Another political economic limitation is that the book’s analysis and strategic considerations do not go beyond the immediate logic of the developmental state. Indeed, much of this is no doubt intended to function as transitional demands towards a more lasting change of social formation; this is certainly true for a Marxist economist like Lapavitsas, although perhaps less so for a Keynesian like James Meadway. However this may be, the use of for example Russia’s recovery strategy after 1999 as proof of the possibility of a radical option shows the strength but also the limitation of this strategic idea. After all, how radical is Putin’s militarist, oligarchic developmental nationalism? There is little room here for at least critically discussing the traditional left critiques of nationalism and of the idealization of work, in short, the critique of productivism.

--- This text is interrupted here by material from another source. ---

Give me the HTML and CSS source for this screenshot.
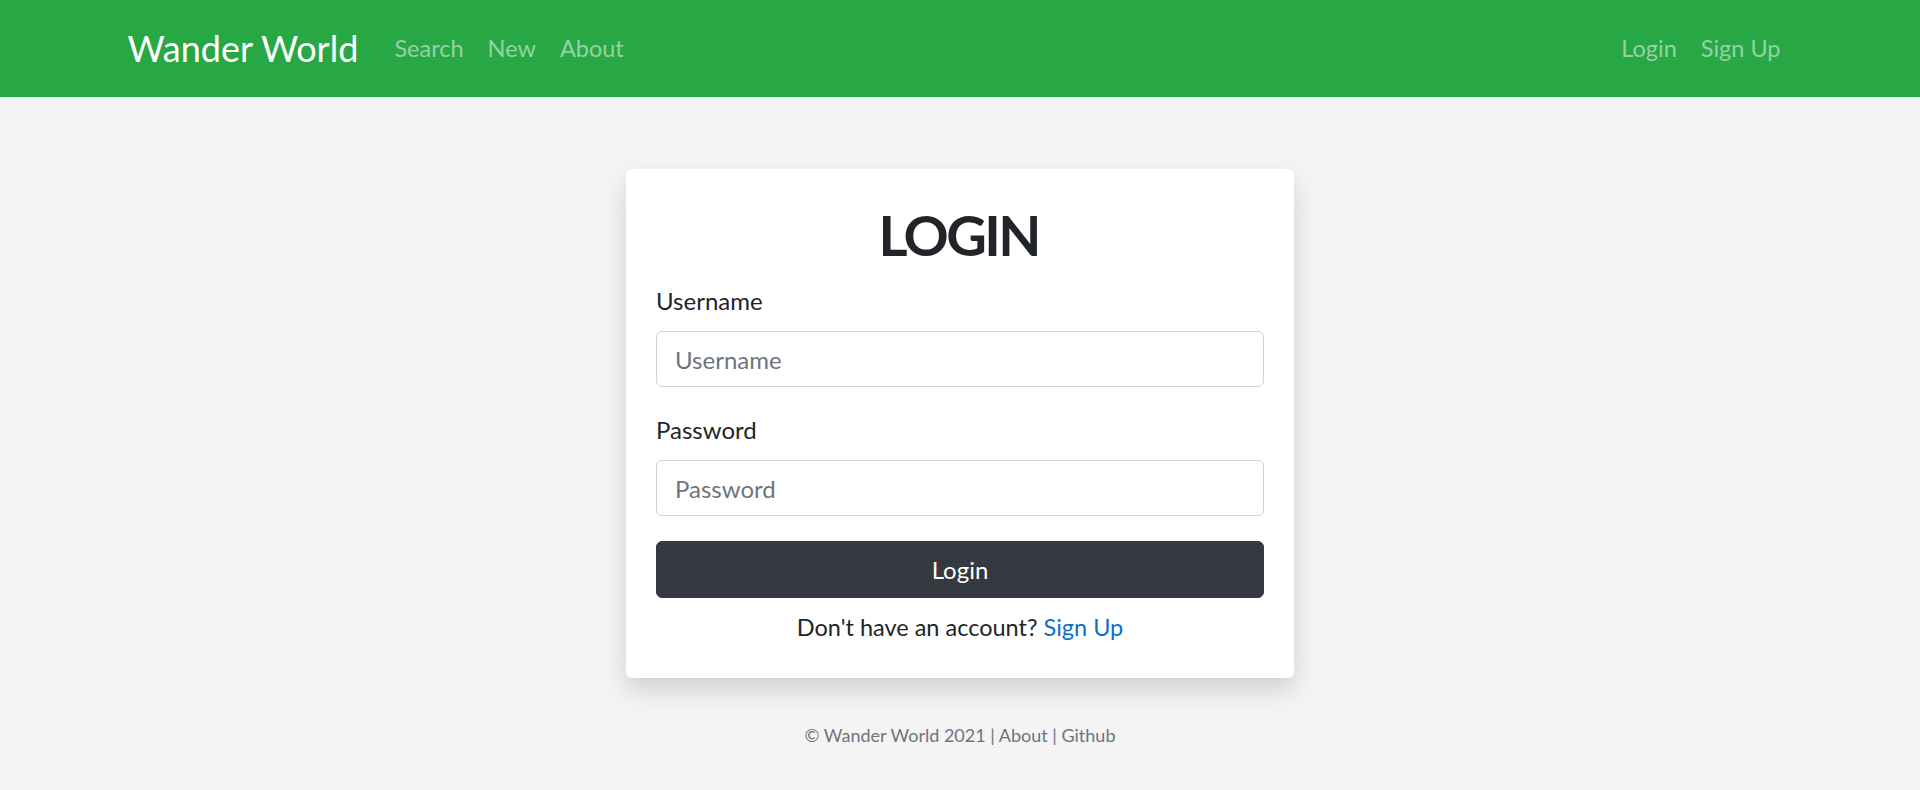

Certainly the conditions of the Eurozone and the crisis are such that the ‘development in one country’ route cannot be avoided – whatever the Trotskyist clichés may be, one must either act or not, and someone has to make the step. One could not blame Greece for a developmental nationalism in this way. But the logic of competition between nation-states under capitalism necessarily forces a contradiction between such developmental nationalism and the interests of the domestic working class, not to mention the working classes of other nations. A more thoroughgoing socialistic approach would be needed to disembed the exiting countries from these logics as well. The difficulty there is, however, that unlike China or the USSR a country like Greece or Portugal has few major resources and a small economic base to start from, and an autarkic developmental state capitalism is likely not a viable option. Here the necessity of solidarity between nations, not just in words but in actually mutually supportive political-economic strategies, is paramount; else a new Greece risks ending up a new Cuba. In saying this, I have by no means solved the strategic problem, and it is one fraught with political and economic difficulties. But in writing Crisis in the Eurozone, Lapavitsas et al. have made a major contribution to the sober and concrete consideration of the possible ways forward; it is now up to other socialist critics to join this debate.

1) See for example M. Shahid Alam’s excellent book Poverty from the Wealth of Nations (Basingstoke 2000) on this subject.